After seeing the devastation on the news, Cook called Red Cross and arranged for their pre-planned April auction to become a benefit.

There will be a brunch buffet, which is $18 per adult, $12 for children 12 and older, and free for younger children. Local musician Nick Baker and the Chestnut Montessori School choir will entertain before the silent auction begins.

Cook said they’re suggesting participants make a $50-100 donation to the Red Cross fund.

“We’re setting the goal for $3,000,” she said, adding that they’re already a third of the way there. “It’s a last minute thing but we’re hoping to reach more.”

Aegis of Kirkland, Lynnwood, Kent and the home office in Redmond are also acting as drop-off sites for people who want to donate items the community might need. A spokeswoman with Aegis said the deadline is April 4 for the items to go to Arlington.
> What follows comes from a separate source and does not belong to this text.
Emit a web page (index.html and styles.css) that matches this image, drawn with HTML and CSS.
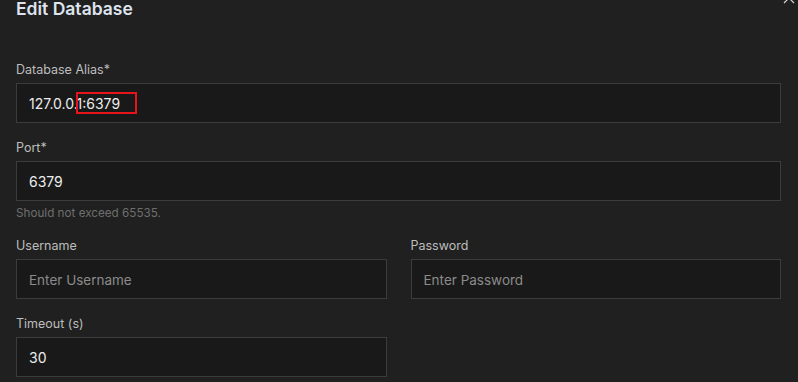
FILE: index.html
```html
<!DOCTYPE html>
<html lang="en">
<head>
    <meta charset="UTF-8">
    <meta name="viewport" content="width=device-width, initial-scale=1.0">
    <title>Edit Database</title>
    <link rel="stylesheet" href="styles.css">
</head>
<body>
    <div class="modal">
        <button class="close-btn" aria-label="Close">
            <svg width="12" height="12" viewBox="0 0 12 12">
                <path d="M1 1 L11 11 M11 1 L1 11" stroke="#d6d6d6" stroke-width="1.2" fill="none"/>
            </svg>
        </button>
        <h1 class="title">Edit Database</h1>

        <div class="field">
            <label class="label">Database Alias*</label>
            <div class="input-wrap">
                <input class="input" type="text" value="127.0.0.1:6379">
                <span class="highlight"></span>
            </div>
        </div>

        <div class="field">
            <label class="label">Port*</label>
            <input class="input" type="text" value="6379">
            <div class="helper">Should not exceed 65535.</div>
        </div>

        <div class="row">
            <div class="field">
                <label class="label">Username</label>
                <input class="input" type="text" placeholder="Enter Username">
            </div>
            <div class="field">
                <label class="label">Password</label>
                <input class="input" type="password" placeholder="Enter Password">
            </div>
        </div>

        <div class="row">
            <div class="field">
                <label class="label">Timeout (s)</label>
                <input class="input" type="text" value="30">
            </div>
            <div></div>
        </div>
    </div>
</body>
</html>
```

FILE: styles.css
```css
html, body {
    margin: 0;
    height: 100%;
    overflow: hidden;
}
body {
    background: #202020;
    font-family: Inter, "Noto Sans", sans-serif;
    color: #dcdcdc;
}
.modal {
    position: relative;
    padding: 0 17px 0 16px;
}
.close-btn {
    position: absolute;
    left: 783px;
    top: -6px;
    padding: 0;
    border: none;
    background: none;
    width: 12px;
    height: 12px;
    line-height: 0;
}
.title {
    margin: -2px 0 41px;
    font-size: 17.5px;
    line-height: 22px;
    font-weight: 600;
    color: #dfe3ee;
}
.field {
    display: flex;
    flex-direction: column;
    margin-bottom: 16px;
}
.label {
    font-size: 12.5px;
    line-height: 18px;
    color: #bdbdbd;
    margin-bottom: 4px;
}
.input-wrap {
    position: relative;
}
.input {
    box-sizing: border-box;
    width: 100%;
    height: 40px;
    padding: 0 12px;
    background: #191919;
    border: 1px solid #3c3c3c;
    border-radius: 0;
    font-family: inherit;
    font-size: 14px;
    color: #ececec;
    outline: none;
}
.input::placeholder {
    color: #8b8b8b;
    font-size: 13.5px;
}
.helper {
    margin-top: 4px;
    font-size: 11.7px;
    line-height: 16px;
    color: #6e6e6e;
}
.row {
    display: grid;
    grid-template-columns: 1fr 1fr;
    column-gap: 24px;
}
.highlight {
    position: absolute;
    left: 60px;
    top: 9px;
    width: 57px;
    height: 18px;
    border: 2px solid #e8141c;
}
```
Community members can also attend a mudslide fundraiser at Vortex Music and Movies. Darren Compton is preparing the event for April 19-20, Easter Sunday, in honor of the nationwide Record Store Day.

“We would love to get a check to the folks of Oso,” he said. “We’ll have an approved box by Red Cross.”

Compton said the minimum amount they hope to get is $500 but would love anything more.

“We just want to drive up to Darrington and drop off a few hundred dollars where it’s needed,” he said. “We’re just trying to do the right thing.”

Others Kirklanders such as Heidi Kelly and Shirley Wilks have been active forces in collecting search gear and delivering it to people in Arlington and Darrington.